Laura Maudlin - Aug 14, 2007

The tourism industry is growing world wide and Japan is no exception. The number of Japanese people with large amounts of disposable income rises and they are willing to spend it on more luxurious life styles. The number of inbound tourists is also growing. In fact, the government plans to attract 10 million tourists a year by 2010.


The officials are running the “Visit Japan” campaign and they promote the country all over the world as well as on the Internet. This development is of course very positive for hoteliers. The hotel sector has recently seen one of Japan"s largest real estate transactions. Another fact is that for the first time in 15 years, land values in Tokyo are rising. The hotel sector started to transform the country"s skyline in 1960s and 1970s, with the 1964 Olympics in Tokyo, the Osaka Expo World Fair in 1970, and the Sapporo Winter Olympics in 1972. Many hotels performed very well during 1970s and 1980s as it was a time of high economic growth, increased personal incomes and robust domestic demand. Hotels became the preferred venues for weddings, corporate meetings, negotiations and banquets.

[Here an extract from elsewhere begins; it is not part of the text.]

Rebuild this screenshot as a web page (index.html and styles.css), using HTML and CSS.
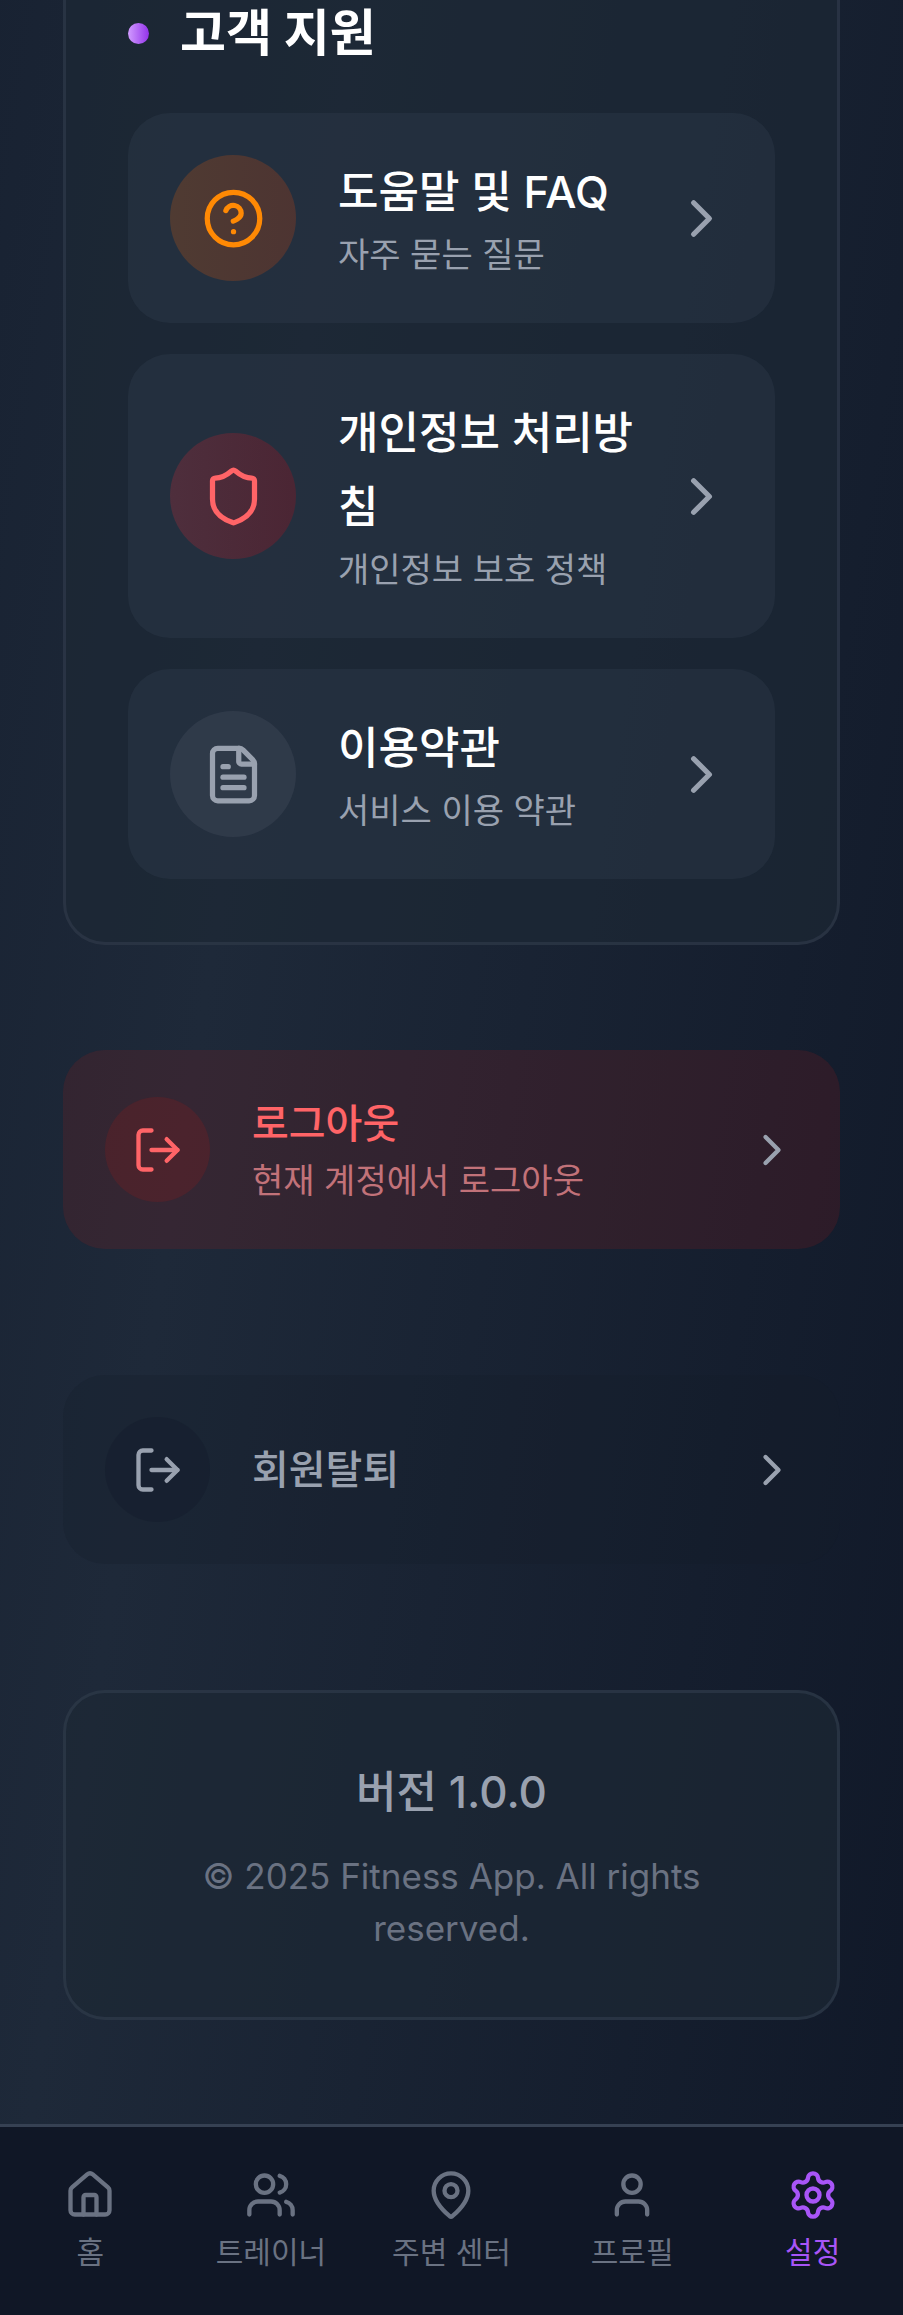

Japan’s National Tourist Organization (JNTO) has also revealed that in 2006 over 7.33 million tourists arrived in Japan, which is a substantial 9 percent increase from the previous year. They claim that the increase happened also because of the “Yokoso! Japan” (Visit Japan) tourism campaign. Director of JNTO, Mr. Hidenao Takizawa said they also face some troubles. “The language barrier is still our largest challenge - though we have increased the quality of our signs and equipment,” Mr. Takizawa said. A very important market for Japanese tourism industry is Australia.  “For 2006 alone, 195,100 Australian tourists arrived in Japan,” said Mr. Takizawa. “A majority of these tourists traveled to Hokkaido, where the powder-like snow fields make ideal conditions for skiing. Australian skiers are also growing in the Hakuba region, which is conveniently located closer to Tokyo, Osaka and Kyoto.”